Home Exclusive Gov Sanwoolu E-mass Transit Deal With Tax Defaulting Oando Raises Dust

Gov Sanwoolu E-mass Transit Deal With Tax Defaulting Oando Raises Dust

by Our Reporter
The Governor Babajide Sanwoolu-led Lagos State administration entered into a mass electric transportation partnership with Oando Plc despite the company’s failure to file audited accounts since the 2020 fiscal year.
Oando is a private company owned by Mr Adewale Tinubu.

A chartered accountant and Action Democratic Congress (ADC) governorship candidate in the last election, Funsho Doherty,
made the disclosure while asking Sanwoolu to pull the plug on the mass electric transportation deal it struck with Oando Plc last year.

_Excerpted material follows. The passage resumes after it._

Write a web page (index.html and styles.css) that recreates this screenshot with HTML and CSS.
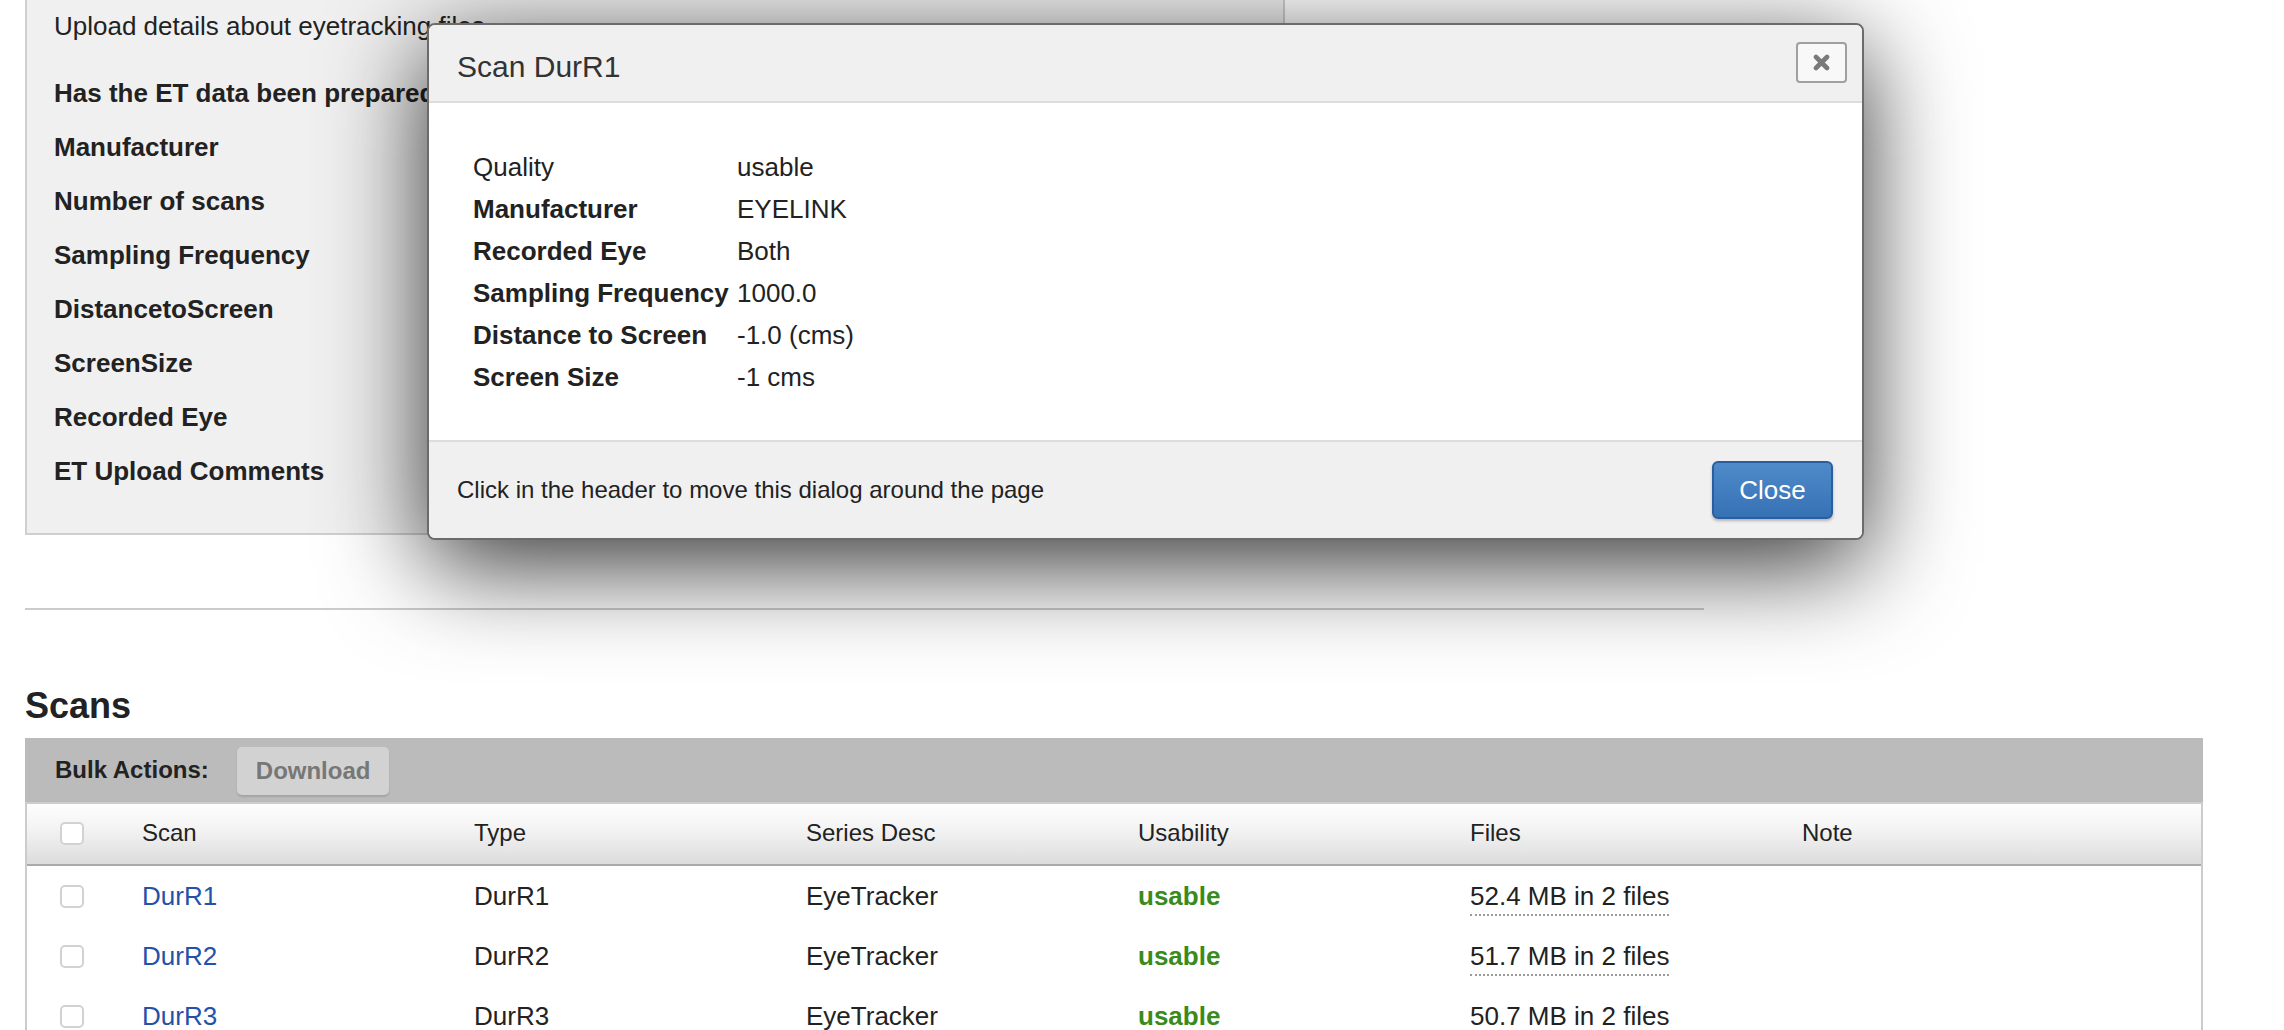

Doherty, while stating that the deal raised a number of grave public concerns, noted that “There is very limited transparency around this initiative, the disclosures made by the LASG are manifestly inadequate,” he said in a public letter.

The letter addressed to the special adviser, office of Public Private Partnerships Mr Ope George was also copied to the state governor, Babajide Sanwoolu.

Others who were copied in the correspondence are House of Assembly Speaker, Hon Mudashiru Obasa; Attorney General and Commissioner of Justice, Mr Moyosore Onigbanjo (SAN).

The letter was also copied to Director General of Lagos State Public Procurement Agency, Mr Fatai Onafowote; and Managing Director of Lagos Metropolitan Area Transportation Authority, Ms Abimbola Akinajo.

The deal signed between the Sanwoolu’s administration and Oando last year, according to the company’s disclosure, provides for Onando to deploy an electric vehicle and infrastructure ecosystem, including mass transit buses, charging stations and other infrastructure.

It further projects a roll up of 12,000 buses which will transition the existing mass combustion transit buses to electric, starting with Lagos State and eventually across the country.

However, in the open letter dated May 4, 2023, Doherty said there was limited transparency around the project, stressing that given its proposed scale, public significance potential cost and possible impact the disclosures made by LASG are “manifestly inadequate.”

He also noted that the Memorandum of Understanding (MoU) on the deal has not been disclosed, “including whether it is binding or non-binding, and what commitments are being made by, or required of, either party under the MOU and/or any subsequent and related agreements.”

The charters account further said the laws of the state on public private agreements were breached before the commencement of the deal.

Referencing the Lagos State law which mandates the PPP office to ensure that PPPs are in accordance with “prevailing government policy and public interest”, concessions agreements subjected to approval by the House of Assembly, Doherty said “It is not evident from the information so far disclosed in the public domain that these laws and provisions relating to PPPs were either complied with, or not applicable, prior to commencing this partnership.”

He however expressed concern that in spite of these illegalities, the deal has moved into pilot operational phase “by virtue of Oando having taken delivery of some buses and other operating infrastructure.”

Doherty, who also raised financial indiscretions about Oando PLC, added that it was baffling that Lagos state chose the company as its partner for the initiative.

“Oando PLC, the parent of the Group, is a publicly listed entity. Accordingly, there is substantial information about the Group and its affairs in the public domain, including: a) The Group has not filed audited accounts since 2020 fiscal year. It is currently in default on its regulatory obligation to file audited accounts for both 2021 and 2022,” the letter reads.

“b) In its most recently published (2020) audited accounts filed with the Stock Exchange, Oando reported very substantial losses for both 2020 and 2019 of N140bn and N207bn respectively. Its current liabilities far exceeded its current assets by N578bn and it had negative Shareholders Funds (i.e. net liabilities) of N67bn as at December, 2020. In its report, Oando’s independent auditor expressed the opinion that there was Material Uncertainty regarding the Group’s ability to continue as a Going Concern.

“c) In 2021, Oando PLC reached a settlement with the Securities and Exchange Commission in which it committed to pay a monetary penalty and to improve its Corporate Governance and Internal Controls. This was pursuant to sanctions that had been imposed on it by the SEC following investigation of petitions received against the Company.”

Doherty said in PPPs, there is an increased need for transparency, due-diligence and demonstrable good faith.

He added that disclosure and engagement are regarded as standard global practices that help foster public confidence and acceptance in PPPs.

“I hereby call on the PPP Office, the Public Procurement Agency and LAMATA to stay further action on this proposed partnership, to shed more light on it and address these concerns before proceeding further,” Doherty said.

“The public needs to understand the nature and scope of this initiative as well as the procedures undertaken by LASG to ensure due process, value for money and accountability.”